Note: The delta table that will be created called main.default.amazon_reviews_bronze_index_writeback_table
will be linked to your vector search index table. That means if you delete the index table, the writeback table will also disappear. That means you will be erasing the embeddings. However, if we want to use these embeddings for, say, classification or cluster analysis, we need to register it in Databricks Feature Store.

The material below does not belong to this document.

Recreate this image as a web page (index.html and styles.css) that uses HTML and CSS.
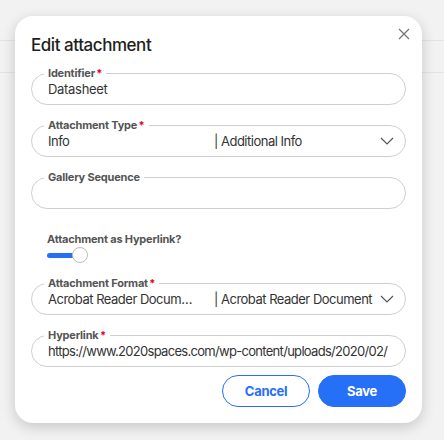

4. Register the writebacktable in the Feature Store
from databricks.feature_engineering import FeatureEngineeringClient, FeatureLookup
fe = FeatureEngineeringClient()
df = spark.read.table('main.default.amazon_reviews_bronze_index_writeback_table')
fe.create_table(
name='main.default.emeddings_feature_table',
primary_keys=["primary_id"],
df=df,
schema=df.schema,
description="test table"
)
Running the code creates the feature table. We can then take this table and use it for ML tasks. Notice in the image below that primary_id
is the primary key for this table. In fact, any table that has a primary key is automatically stored in Databricks Feature Store.
Going to Features within the Databricks UI will verify that this table is stored there.
Example Revisited
Going back to our example (see architecture), we can now do all of this in an automated way with this setup.
- A user submits a review using FastAPI
- The submission is sent to an external volume location within Azure
- The submission is processed using a continuous vector integration on our source table with CDF enabled
Then append the feature table with this review submission so it can be used for model training.
Summary
Here I have provided some sample architecture along with code to demonstrate how one can create and deploy a writeback table as a feature table. This is important for clustering and classification tasks that might take a user’s embeddings and train a model on them.